Alphabet is committing to training another 1 million students under its Digital Skills for Africa program in the next 12 months, the company said at events in Southern Africa’s three most populous cities — Lagos, Nairobi, and Johannesburg.
The commitment follows the company’s 1 million mark milestone reached earlier this year and follows the opening of Google’s Launchpad Accelerator for African startups earlier this month — tracking a growing presence by the global internet services firm on the continent.
Debuted in April 2016 with a goal of training 1 million within a year, Digital Skills for Africa offers online and face to face instruction to individuals and small businesses through 14 partners across 27 African countries. Anyone can register for free and set an individualized plan across three primary categories: business development, career advancement, or basic internet use. Users can choose from 89 courses across 23 topic areas and earn badges and certificates for successful completion.
“Across Africa…one of the things that hold people back from taking advantage of the web is a lack of understanding on how to use digital tools,” said Bunmi Banjo, Google’s Growth Engine and Brand Lead for Sub-Saharan Africa. “We are providing training to young people and business owners to succeed however, they define success for themselves―finding a job, growing a business, starting on email,” she told TechCrunch.
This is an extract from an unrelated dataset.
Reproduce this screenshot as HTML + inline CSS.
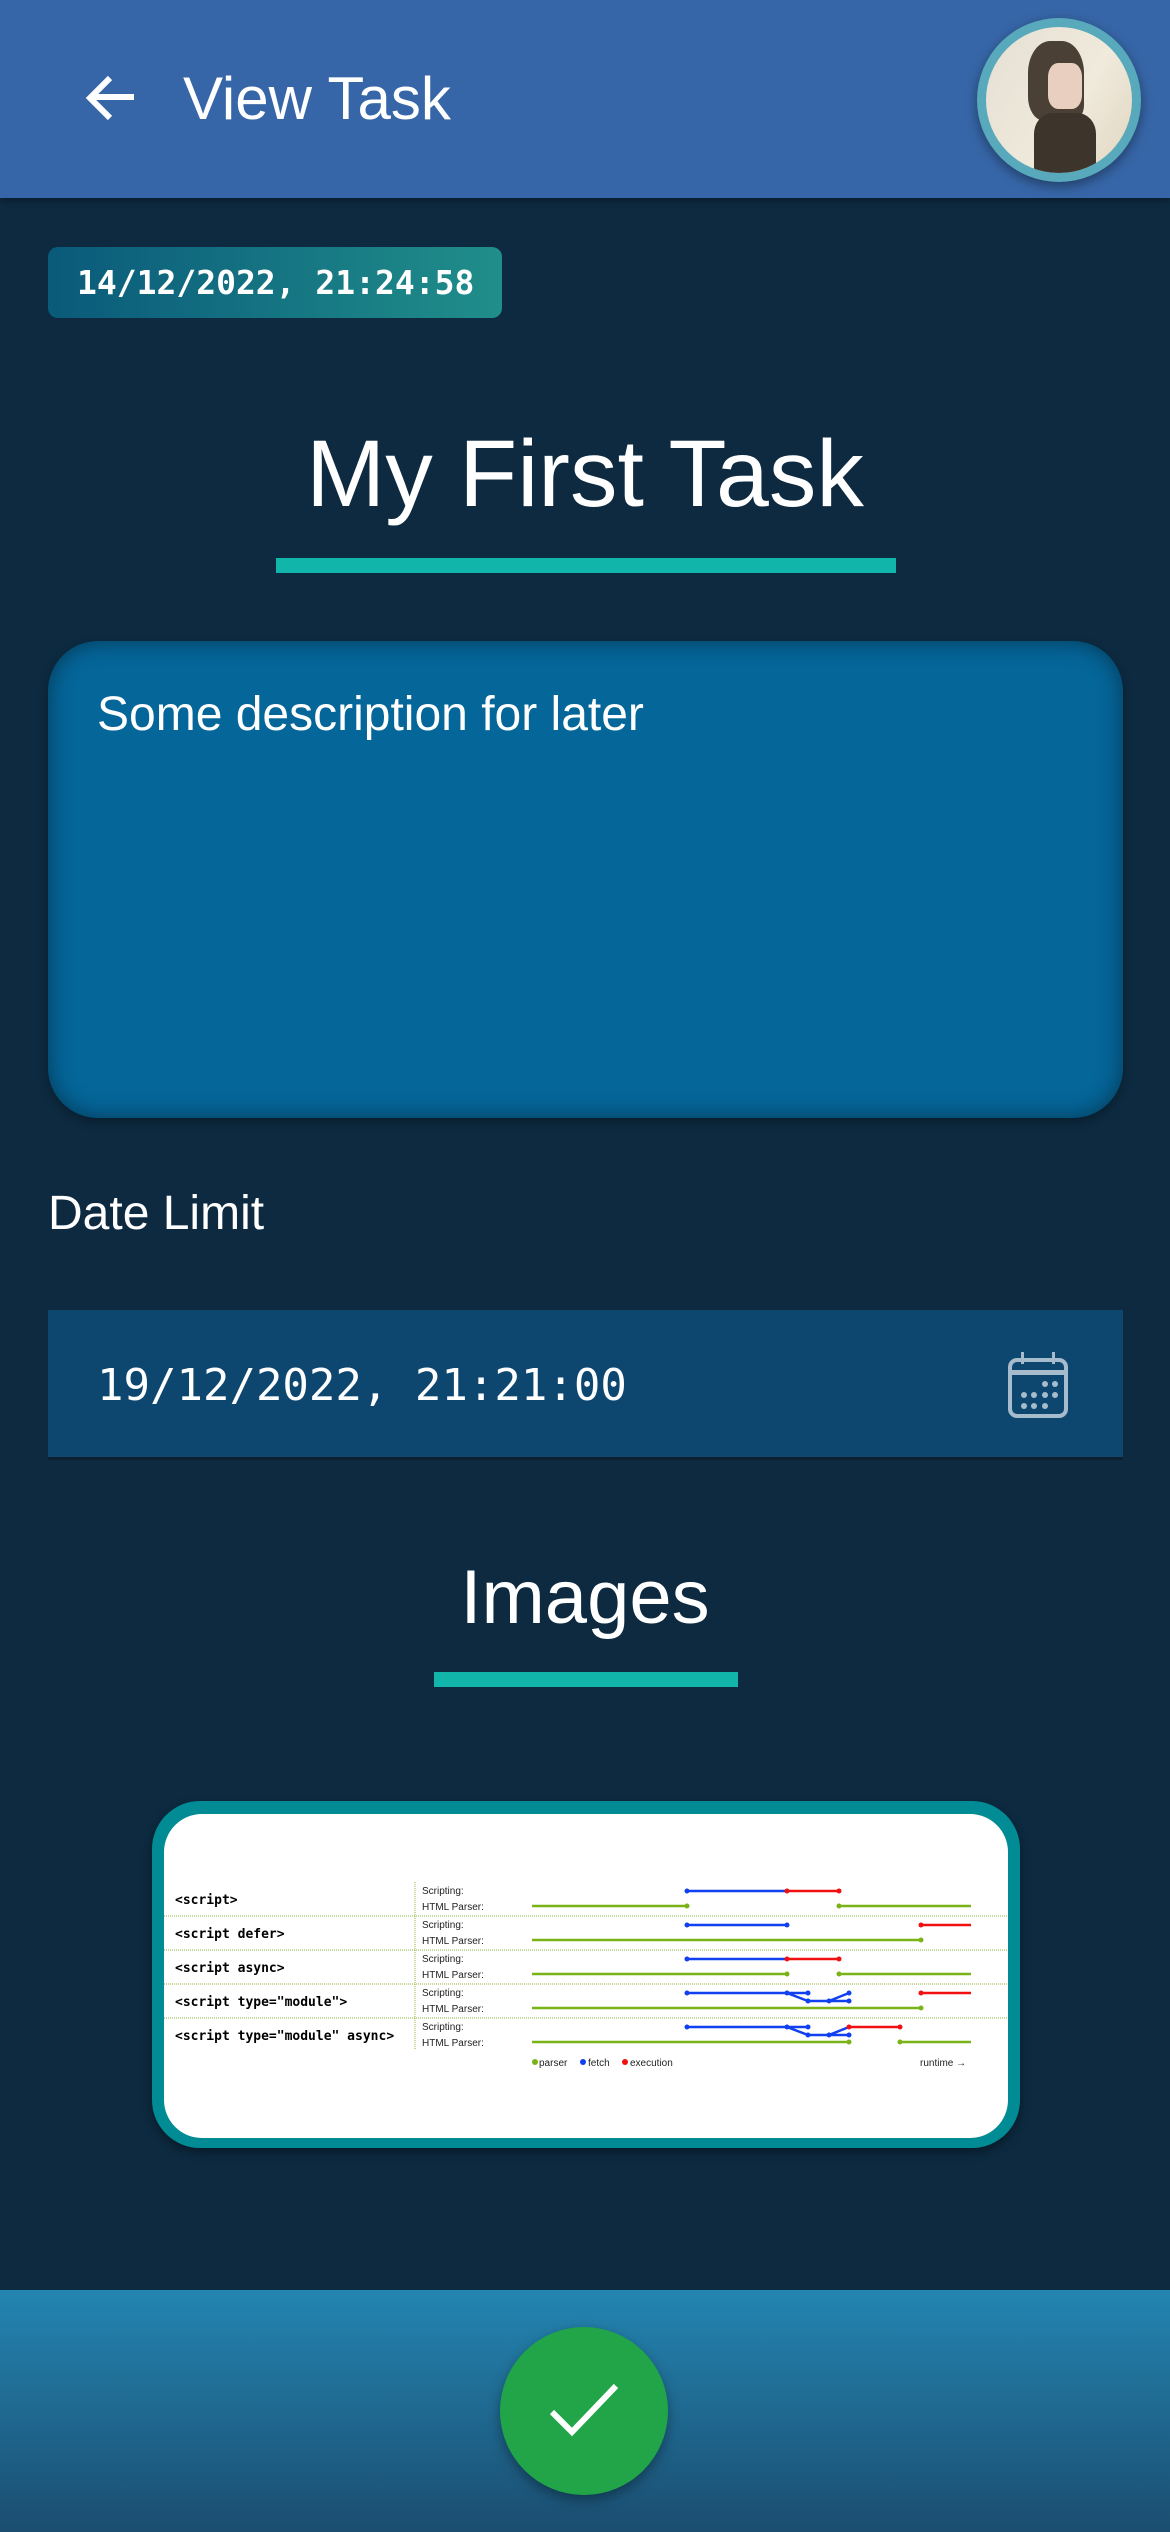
<!DOCTYPE html>
<html><head><meta charset="utf-8"><style>
*{margin:0;padding:0;box-sizing:border-box}
body{width:1170px;height:2532px;background:#0d2a40;position:relative;overflow:hidden;font-family:"Liberation Sans",sans-serif;color:#fff}
.abs{position:absolute}
.mono{font-family:"DejaVu Sans Mono","Liberation Mono",monospace}
</style></head><body>
<div class="abs" style="left:0;top:0;width:1170px;height:198px;background:#3766a8;box-shadow:0 3px 6px rgba(0,0,0,.3)"></div>
<svg class="abs" style="left:80px;top:70px" width="60" height="60" viewBox="0 0 60 60"><path d="M54 27H12M30 8L10 28L30 48" stroke="#fff" stroke-width="6" fill="none"/></svg>
<div class="abs" style="left:183px;top:64px;font-size:60px;line-height:70px">View Task</div>
<div class="abs" style="left:977px;top:18px;width:164px;height:164px;border-radius:50%;background:#58a9bb;box-shadow:0 4px 12px rgba(0,0,0,.4)"></div>
<div class="abs" style="left:986px;top:27px;width:146px;height:146px;border-radius:50%;overflow:hidden;background:linear-gradient(120deg,#e6dfd4,#f0eadc 60%,#e0d5c0)">
 <div class="abs" style="left:42px;top:14px;width:56px;height:80px;border-radius:40% 40% 20% 30%;background:#4a4036"></div>
 <div class="abs" style="left:62px;top:36px;width:34px;height:46px;border-radius:30%;background:#e8cfc0"></div>
 <div class="abs" style="left:48px;top:86px;width:62px;height:70px;border-radius:30% 30% 0 0;background:#3d342c"></div>
</div>
<div class="abs mono" style="left:48px;top:247px;width:454px;height:71px;border-radius:10px;background:linear-gradient(90deg,#0a5a7a,#208e8a);font-size:33px;font-weight:bold;line-height:71px;padding-left:29px">14/12/2022, 21:24:58</div>
<div class="abs" style="left:0;width:1170px;top:417px;text-align:center;font-size:95px;line-height:115px">My First Task</div>
<div class="abs" style="left:276px;top:558px;width:620px;height:15px;background:#12b5aa"></div>
<div class="abs" style="left:48px;top:641px;width:1075px;height:477px;border-radius:50px;background:#05669a;box-shadow:inset 0 0 24px rgba(0,0,0,.45),0 4px 10px rgba(0,0,0,.3)"></div>
<div class="abs" style="left:97px;top:686px;font-size:48px;line-height:58px">Some description for later</div>
<div class="abs" style="left:48px;top:1185px;font-size:48px;line-height:58px">Date Limit</div>
<div class="abs" style="left:48px;top:1310px;width:1075px;height:150px;background:#0d4770;border-bottom:3px solid #0d2030"></div>
<div class="abs mono" style="left:97px;top:1358px;font-size:44px;line-height:56px">19/12/2022, 21:21:00</div>
<svg class="abs" style="left:1005px;top:1350px" width="66" height="70" viewBox="0 0 66 70" fill="#a6bccd"><rect x="5" y="10" width="56" height="56" rx="7" fill="none" stroke="#a6bccd" stroke-width="4"/><rect x="5" y="20" width="56" height="5"/><rect x="16" y="2" width="3" height="12"/><rect x="47" y="2" width="3" height="12"/><circle cx="40" cy="34" r="3"/><circle cx="50" cy="34" r="3"/><circle cx="19" cy="45" r="3"/><circle cx="29" cy="45" r="3"/><circle cx="40" cy="45" r="3"/><circle cx="50" cy="45" r="3"/><circle cx="19" cy="56" r="3"/><circle cx="29" cy="56" r="3"/><circle cx="40" cy="56" r="3"/></svg>
<div class="abs" style="left:0;width:1170px;top:1553px;text-align:center;font-size:76px;line-height:90px">Images</div>
<div class="abs" style="left:434px;top:1672px;width:304px;height:15px;background:#12b5aa"></div>
<div class="abs" style="left:152px;top:1801px;width:868px;height:347px;border-radius:48px;background:#008b95;box-shadow:0 4px 10px rgba(0,0,0,.4)"></div>
<div class="abs" style="left:164px;top:1814px;width:844px;height:324px;border-radius:38px;background:#fff"></div>
<svg class="abs" style="left:164px;top:1815px" width="844" height="323" viewBox="164 1815 844 323" font-family="Liberation Sans,sans-serif">
<g stroke="#8db33a" stroke-width="1" stroke-dasharray="1 1"><line x1="164" y1="1916" x2="1008" y2="1916"/><line x1="164" y1="1950" x2="1008" y2="1950"/><line x1="164" y1="1984" x2="1008" y2="1984"/><line x1="164" y1="2018" x2="1008" y2="2018"/><line x1="415" y1="1882" x2="415" y2="2050"/></g>
<g font-family="DejaVu Sans Mono,monospace" font-weight="bold" font-size="13" fill="#000">
<text x="175" y="1904">&lt;script&gt;</text><text x="175" y="1938">&lt;script defer&gt;</text><text x="175" y="1972">&lt;script async&gt;</text><text x="175" y="2006">&lt;script type="module"&gt;</text><text x="175" y="2040">&lt;script type="module" async&gt;</text></g>
<g font-size="10" fill="#222">
<text x="422" y="1894">Scripting:</text><text x="422" y="1910">HTML Parser:</text>
<text x="422" y="1928">Scripting:</text><text x="422" y="1944">HTML Parser:</text>
<text x="422" y="1962">Scripting:</text><text x="422" y="1978">HTML Parser:</text>
<text x="422" y="1996">Scripting:</text><text x="422" y="2012">HTML Parser:</text>
<text x="422" y="2030">Scripting:</text><text x="422" y="2046">HTML Parser:</text>
<text x="539" y="2066">parser</text><text x="588" y="2066">fetch</text><text x="630" y="2066">execution</text><text x="920" y="2066">runtime →</text></g>
<g stroke-width="2.5" fill="none">
<path stroke="#7ab317" d="M532 1906H687M839 1906H971M532 1940H921M532 1974H787M839 1974H971M532 2008H921M532 2042H849M900 2042H971"/>
<path stroke="#1040f0" d="M687 1891H787M687 1925H787M687 1959H787M687 1993H808M787 1993L808 2001H849M829 2001L849 1993M687 2027H808M787 2027L808 2035H849M829 2035L849 2027"/>
<path stroke="#f01010" d="M787 1891H839M921 1925H971M787 1959H839M921 1993H971M849 2027H900"/>
</g>
<g fill="#1040f0"><circle cx="687" cy="1891" r="2.5"/><circle cx="687" cy="1925" r="2.5"/><circle cx="787" cy="1925" r="2.5"/><circle cx="687" cy="1959" r="2.5"/><circle cx="687" cy="1993" r="2.5"/><circle cx="787" cy="1993" r="2.5"/><circle cx="808" cy="1993" r="2.5"/><circle cx="849" cy="1993" r="2.5"/><circle cx="808" cy="2001" r="2.5"/><circle cx="829" cy="2001" r="2.5"/><circle cx="849" cy="2001" r="2.5"/><circle cx="687" cy="2027" r="2.5"/><circle cx="787" cy="2027" r="2.5"/><circle cx="808" cy="2027" r="2.5"/><circle cx="808" cy="2035" r="2.5"/><circle cx="829" cy="2035" r="2.5"/><circle cx="849" cy="2035" r="2.5"/><circle cx="583" cy="2062" r="3"/></g>
<g fill="#f01010"><circle cx="787" cy="1891" r="2.5"/><circle cx="839" cy="1891" r="2.5"/><circle cx="921" cy="1925" r="2.5"/><circle cx="787" cy="1959" r="2.5"/><circle cx="839" cy="1959" r="2.5"/><circle cx="921" cy="1993" r="2.5"/><circle cx="849" cy="2027" r="2.5"/><circle cx="900" cy="2027" r="2.5"/><circle cx="625" cy="2062" r="3"/></g>
<g fill="#7ab317"><circle cx="687" cy="1906" r="2.5"/><circle cx="839" cy="1906" r="2.5"/><circle cx="921" cy="1940" r="2.5"/><circle cx="787" cy="1974" r="2.5"/><circle cx="839" cy="1974" r="2.5"/><circle cx="921" cy="2008" r="2.5"/><circle cx="849" cy="2042" r="2.5"/><circle cx="900" cy="2042" r="2.5"/><circle cx="535" cy="2062" r="3"/></g>
</svg>
<div class="abs" style="left:0;top:2290px;width:1170px;height:242px;background:linear-gradient(180deg,#2385b1,#1b4d70)"></div>
<div class="abs" style="left:500px;top:2327px;width:168px;height:168px;border-radius:50%;background:#21a548;box-shadow:0 5px 12px rgba(0,0,0,.35)"></div>
<svg class="abs" style="left:548px;top:2378px" width="72" height="66" viewBox="0 0 72 66"><path d="M4 34L24 54L68 8" stroke="#fff" stroke-width="6" fill="none"/></svg>
</body></html>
To meet the goal of another million trained, Google will add countries and regions to Digital Skills for Africa in 2017. It will include more offline versions of online training materials for low net access areas. Google will also offer instruction in new languages, such as Swahili, IsiZulu, and Hausa. Digital Skills for Africa will also increase its partner network for in-person instruction. Current partners include organizations like the eMobilus technical institute in Kenya and vocational training company Centrum Learning in Nigeria.
Google provides financial and capacity support to five African tech hubs in Kenya (iHub), South Africa, Ghana, and Uganda, and Nigeria (CCHub). The company has also begun programs and partnerships to overcome Africa’s internet access and connectivity challenges. Despite progress on mobile phone ownership and ICT infrastructure over the last decade, the continent remains one of the world’s most digitally disconnected. Though some countries, such as Kenya and South Africa, have attained high usage, Africa’s internet penetration lingers at less than one- third of the continent’s estimated 1.2 billion people.
In 2016, Google entered a licensing pact with South African startup Onyx, which plans to manufacture Android smartphones on the continent. In several African countries, the company also offers its “Add to Offline” option for YouTube video playback with little to no connectivity.
Though Google could not provide overall traffic data, African search activity has increased significantly in recent years, a spokesperson confirmed. Statistics are available for popular search terms across Africa’s largest economies, providing insight on the interest palette of the continent’s growing online community.
In 2016, Nigeria’s top Google person search was for Donald Trump. South Africa’s most searched term was Pokémon Go. Kenyans were most keen on football, googling “Euro 2016” more than any other topic last year.